### Stated exercise
Only lines with the word "styles" are needed; collect each of them from the listing below.

------ Dataset content ------

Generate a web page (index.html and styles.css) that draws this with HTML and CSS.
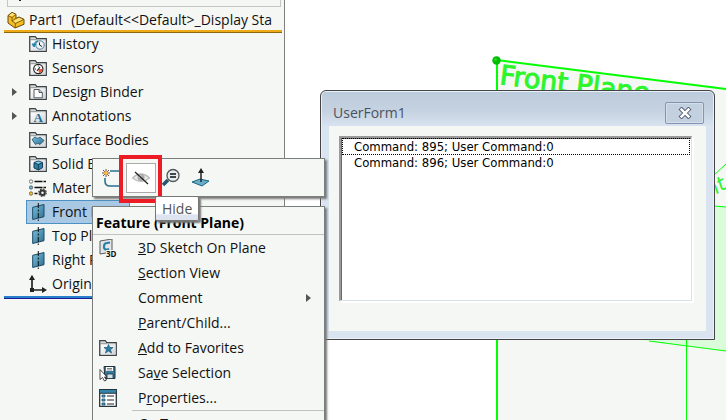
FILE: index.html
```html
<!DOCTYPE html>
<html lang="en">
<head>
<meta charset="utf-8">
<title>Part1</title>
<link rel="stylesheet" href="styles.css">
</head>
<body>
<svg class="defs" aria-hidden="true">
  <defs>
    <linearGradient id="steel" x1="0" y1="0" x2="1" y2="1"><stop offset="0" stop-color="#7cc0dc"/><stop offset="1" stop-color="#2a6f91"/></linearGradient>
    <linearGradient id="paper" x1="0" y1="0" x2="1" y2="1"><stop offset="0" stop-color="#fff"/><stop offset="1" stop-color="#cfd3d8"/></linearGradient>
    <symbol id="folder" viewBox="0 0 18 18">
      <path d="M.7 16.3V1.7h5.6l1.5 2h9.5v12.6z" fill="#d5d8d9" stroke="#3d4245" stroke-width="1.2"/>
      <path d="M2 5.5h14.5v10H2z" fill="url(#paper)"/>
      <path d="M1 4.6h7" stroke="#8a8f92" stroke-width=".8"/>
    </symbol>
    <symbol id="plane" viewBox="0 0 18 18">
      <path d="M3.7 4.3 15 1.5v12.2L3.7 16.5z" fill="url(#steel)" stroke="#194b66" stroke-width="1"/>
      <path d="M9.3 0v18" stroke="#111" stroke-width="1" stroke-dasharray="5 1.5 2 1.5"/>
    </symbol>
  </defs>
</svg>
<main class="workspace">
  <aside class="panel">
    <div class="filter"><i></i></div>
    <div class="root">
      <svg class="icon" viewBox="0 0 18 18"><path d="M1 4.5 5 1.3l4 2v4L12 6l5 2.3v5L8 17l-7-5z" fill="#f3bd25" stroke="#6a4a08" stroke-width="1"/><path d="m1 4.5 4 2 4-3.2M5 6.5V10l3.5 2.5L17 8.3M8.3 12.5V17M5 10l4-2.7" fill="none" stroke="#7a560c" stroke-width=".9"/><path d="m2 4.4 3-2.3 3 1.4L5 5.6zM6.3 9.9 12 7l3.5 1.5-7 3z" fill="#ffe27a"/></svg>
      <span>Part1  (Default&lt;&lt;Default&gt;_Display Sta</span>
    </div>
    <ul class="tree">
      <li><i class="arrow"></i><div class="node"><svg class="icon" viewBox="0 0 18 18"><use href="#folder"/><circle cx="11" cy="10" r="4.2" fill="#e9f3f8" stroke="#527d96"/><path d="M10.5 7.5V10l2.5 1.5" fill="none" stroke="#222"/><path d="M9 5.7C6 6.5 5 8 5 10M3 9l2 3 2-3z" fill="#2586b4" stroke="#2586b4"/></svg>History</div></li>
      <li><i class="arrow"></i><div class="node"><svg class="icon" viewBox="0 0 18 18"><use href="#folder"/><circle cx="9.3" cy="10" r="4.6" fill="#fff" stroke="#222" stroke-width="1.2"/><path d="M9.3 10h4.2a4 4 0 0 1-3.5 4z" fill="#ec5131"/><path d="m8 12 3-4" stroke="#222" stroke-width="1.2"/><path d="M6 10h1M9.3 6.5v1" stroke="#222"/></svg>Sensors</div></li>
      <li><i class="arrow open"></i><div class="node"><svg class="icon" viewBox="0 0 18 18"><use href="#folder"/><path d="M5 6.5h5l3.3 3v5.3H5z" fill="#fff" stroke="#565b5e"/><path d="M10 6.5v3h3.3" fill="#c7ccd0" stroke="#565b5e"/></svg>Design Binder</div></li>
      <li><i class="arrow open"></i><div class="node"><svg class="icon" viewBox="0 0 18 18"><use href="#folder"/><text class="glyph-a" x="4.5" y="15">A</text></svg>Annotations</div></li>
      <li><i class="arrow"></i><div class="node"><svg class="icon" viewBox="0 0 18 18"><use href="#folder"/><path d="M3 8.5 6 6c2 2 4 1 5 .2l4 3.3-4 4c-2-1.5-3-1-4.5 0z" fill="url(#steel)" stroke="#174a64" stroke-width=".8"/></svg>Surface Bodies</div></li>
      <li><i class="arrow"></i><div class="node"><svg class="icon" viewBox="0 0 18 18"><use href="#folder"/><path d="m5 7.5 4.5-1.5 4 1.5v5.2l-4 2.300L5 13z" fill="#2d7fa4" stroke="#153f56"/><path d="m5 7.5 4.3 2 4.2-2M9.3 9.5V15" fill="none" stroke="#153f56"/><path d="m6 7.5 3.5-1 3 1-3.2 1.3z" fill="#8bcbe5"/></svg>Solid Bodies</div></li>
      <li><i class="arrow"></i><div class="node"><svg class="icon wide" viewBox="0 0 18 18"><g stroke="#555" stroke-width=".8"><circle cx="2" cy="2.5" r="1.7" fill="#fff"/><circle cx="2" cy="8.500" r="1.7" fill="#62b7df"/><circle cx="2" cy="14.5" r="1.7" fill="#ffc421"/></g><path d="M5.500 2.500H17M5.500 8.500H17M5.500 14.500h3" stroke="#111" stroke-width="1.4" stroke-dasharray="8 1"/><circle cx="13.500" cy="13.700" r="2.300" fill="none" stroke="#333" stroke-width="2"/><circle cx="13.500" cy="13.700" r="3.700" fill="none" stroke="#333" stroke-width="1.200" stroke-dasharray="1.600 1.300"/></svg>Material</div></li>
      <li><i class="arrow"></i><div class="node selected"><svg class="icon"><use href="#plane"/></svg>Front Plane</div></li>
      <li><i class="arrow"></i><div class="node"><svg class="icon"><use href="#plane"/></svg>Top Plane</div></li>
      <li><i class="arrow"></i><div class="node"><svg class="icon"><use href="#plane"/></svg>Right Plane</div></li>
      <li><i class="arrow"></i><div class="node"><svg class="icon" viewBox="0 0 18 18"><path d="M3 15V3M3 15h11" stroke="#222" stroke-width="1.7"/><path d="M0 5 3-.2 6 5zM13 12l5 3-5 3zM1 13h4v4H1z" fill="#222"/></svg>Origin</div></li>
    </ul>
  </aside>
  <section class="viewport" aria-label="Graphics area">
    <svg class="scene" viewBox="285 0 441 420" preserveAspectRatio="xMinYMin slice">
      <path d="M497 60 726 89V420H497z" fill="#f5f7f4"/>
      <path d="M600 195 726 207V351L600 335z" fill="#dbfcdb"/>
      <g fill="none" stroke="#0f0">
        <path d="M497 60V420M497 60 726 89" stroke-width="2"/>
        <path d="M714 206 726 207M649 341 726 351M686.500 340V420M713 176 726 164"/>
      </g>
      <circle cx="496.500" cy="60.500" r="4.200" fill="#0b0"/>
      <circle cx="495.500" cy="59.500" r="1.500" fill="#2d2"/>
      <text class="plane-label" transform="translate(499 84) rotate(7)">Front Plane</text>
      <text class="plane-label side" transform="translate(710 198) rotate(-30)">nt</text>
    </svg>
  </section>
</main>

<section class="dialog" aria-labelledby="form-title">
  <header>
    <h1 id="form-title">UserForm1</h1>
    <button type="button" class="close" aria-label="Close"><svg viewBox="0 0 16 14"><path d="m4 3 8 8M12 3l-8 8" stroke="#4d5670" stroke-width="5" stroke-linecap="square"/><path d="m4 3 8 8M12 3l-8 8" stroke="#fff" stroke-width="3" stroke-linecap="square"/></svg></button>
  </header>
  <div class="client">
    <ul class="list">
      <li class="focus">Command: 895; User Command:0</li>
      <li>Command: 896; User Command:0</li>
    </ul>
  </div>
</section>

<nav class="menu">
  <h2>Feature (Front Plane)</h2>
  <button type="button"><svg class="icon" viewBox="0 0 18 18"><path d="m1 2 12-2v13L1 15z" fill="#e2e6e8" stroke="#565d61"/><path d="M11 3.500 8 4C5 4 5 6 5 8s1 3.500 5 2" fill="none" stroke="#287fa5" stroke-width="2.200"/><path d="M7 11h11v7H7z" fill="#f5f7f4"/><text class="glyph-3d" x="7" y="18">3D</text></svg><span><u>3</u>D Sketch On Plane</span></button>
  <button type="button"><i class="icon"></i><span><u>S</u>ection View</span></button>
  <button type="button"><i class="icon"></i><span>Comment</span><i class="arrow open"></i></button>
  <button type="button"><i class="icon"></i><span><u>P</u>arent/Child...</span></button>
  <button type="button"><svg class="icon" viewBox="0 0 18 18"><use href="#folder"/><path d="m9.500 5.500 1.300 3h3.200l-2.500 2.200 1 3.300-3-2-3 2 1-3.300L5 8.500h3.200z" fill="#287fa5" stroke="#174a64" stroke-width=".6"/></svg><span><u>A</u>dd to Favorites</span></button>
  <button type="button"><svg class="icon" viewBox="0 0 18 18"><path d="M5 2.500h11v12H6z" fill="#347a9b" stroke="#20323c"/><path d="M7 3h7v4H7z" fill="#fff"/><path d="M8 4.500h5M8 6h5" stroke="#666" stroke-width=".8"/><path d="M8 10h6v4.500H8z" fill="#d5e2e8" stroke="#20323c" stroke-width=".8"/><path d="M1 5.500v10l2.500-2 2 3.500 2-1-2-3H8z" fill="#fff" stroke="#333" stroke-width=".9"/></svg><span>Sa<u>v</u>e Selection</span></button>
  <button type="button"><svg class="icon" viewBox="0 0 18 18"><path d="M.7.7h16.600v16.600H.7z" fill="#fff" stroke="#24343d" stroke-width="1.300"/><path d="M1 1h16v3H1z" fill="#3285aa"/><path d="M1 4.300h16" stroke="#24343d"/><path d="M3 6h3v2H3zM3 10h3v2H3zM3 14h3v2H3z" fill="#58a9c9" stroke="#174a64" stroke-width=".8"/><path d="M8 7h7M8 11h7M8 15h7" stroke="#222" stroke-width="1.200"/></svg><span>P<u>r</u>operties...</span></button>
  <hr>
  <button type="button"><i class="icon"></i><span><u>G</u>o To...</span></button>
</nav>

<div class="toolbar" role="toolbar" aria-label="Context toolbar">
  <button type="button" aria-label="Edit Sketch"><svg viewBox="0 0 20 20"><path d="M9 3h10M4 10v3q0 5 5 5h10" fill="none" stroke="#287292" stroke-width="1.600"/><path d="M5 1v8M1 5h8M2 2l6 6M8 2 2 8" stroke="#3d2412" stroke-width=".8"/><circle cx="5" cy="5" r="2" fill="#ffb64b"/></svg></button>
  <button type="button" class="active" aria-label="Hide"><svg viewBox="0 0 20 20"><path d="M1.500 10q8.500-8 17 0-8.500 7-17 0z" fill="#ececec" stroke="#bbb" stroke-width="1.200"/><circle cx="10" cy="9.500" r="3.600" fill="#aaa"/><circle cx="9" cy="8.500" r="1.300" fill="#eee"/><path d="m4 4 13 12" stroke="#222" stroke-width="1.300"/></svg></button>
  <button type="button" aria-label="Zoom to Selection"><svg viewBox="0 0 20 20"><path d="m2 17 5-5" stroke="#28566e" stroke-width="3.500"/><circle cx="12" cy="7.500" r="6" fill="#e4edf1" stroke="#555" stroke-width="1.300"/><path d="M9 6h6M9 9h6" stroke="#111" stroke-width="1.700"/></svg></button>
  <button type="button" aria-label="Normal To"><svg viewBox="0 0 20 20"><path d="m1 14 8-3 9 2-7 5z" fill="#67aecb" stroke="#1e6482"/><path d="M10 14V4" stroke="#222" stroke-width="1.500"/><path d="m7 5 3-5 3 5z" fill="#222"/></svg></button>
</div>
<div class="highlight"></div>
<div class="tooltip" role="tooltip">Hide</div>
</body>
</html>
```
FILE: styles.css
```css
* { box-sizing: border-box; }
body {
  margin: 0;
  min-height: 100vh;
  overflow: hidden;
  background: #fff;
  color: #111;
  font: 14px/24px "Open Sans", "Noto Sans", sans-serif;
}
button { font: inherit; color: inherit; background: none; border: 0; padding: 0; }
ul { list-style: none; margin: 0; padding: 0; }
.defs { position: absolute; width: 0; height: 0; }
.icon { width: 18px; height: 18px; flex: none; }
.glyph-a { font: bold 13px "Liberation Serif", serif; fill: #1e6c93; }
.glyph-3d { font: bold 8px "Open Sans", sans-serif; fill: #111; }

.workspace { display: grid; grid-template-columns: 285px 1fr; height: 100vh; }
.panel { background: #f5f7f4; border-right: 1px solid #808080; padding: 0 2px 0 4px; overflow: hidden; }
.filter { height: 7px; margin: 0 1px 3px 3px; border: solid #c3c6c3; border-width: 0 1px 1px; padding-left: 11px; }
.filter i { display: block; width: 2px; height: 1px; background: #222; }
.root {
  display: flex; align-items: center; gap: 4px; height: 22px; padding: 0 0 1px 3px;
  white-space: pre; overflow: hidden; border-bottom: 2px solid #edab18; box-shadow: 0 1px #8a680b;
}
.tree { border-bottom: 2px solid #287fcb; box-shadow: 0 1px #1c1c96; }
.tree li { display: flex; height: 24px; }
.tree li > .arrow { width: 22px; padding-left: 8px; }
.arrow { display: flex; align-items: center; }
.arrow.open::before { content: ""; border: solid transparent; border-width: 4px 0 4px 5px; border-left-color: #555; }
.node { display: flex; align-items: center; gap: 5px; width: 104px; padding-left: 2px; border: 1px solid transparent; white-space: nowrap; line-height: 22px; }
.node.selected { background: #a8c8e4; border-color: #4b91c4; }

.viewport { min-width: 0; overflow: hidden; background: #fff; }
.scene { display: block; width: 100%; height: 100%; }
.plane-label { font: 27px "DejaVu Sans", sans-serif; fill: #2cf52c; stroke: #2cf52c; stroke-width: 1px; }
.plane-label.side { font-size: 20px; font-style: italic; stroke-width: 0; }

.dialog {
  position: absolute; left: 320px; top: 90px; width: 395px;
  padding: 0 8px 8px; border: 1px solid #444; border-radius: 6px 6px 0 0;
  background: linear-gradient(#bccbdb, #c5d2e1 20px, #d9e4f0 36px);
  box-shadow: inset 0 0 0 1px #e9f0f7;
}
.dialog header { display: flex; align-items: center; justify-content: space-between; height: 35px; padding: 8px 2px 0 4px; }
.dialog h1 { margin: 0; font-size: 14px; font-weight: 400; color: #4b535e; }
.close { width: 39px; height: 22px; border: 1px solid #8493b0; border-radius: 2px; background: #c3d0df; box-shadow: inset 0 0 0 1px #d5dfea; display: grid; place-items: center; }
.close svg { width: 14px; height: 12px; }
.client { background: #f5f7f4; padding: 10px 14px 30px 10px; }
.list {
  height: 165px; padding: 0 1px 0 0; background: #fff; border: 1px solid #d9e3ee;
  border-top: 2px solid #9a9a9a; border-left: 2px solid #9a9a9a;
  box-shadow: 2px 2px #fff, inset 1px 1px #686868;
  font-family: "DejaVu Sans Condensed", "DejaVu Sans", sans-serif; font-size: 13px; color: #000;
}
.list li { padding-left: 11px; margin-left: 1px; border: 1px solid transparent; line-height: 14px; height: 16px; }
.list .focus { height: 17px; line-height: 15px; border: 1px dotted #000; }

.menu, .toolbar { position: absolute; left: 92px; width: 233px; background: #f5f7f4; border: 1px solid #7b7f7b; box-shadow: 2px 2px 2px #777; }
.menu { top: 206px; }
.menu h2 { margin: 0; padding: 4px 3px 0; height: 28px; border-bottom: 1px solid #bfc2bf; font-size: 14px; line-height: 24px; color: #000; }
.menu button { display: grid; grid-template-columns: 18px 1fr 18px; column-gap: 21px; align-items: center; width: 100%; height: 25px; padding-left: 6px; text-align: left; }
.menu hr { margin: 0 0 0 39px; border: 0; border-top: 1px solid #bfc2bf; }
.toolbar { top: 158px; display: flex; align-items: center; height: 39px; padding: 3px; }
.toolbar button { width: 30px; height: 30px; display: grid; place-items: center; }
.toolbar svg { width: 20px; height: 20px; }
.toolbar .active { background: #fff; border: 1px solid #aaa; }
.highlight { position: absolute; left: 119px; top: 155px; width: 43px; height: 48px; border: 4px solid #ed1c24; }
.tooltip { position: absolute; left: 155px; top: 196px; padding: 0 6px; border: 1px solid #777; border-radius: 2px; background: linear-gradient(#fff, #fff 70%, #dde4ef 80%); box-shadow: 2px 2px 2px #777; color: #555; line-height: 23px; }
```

------

### Response for this exercise
Generate a web page (index.html and styles.css) that draws this with HTML and CSS.
<link rel="stylesheet" href="styles.css">
FILE: styles.css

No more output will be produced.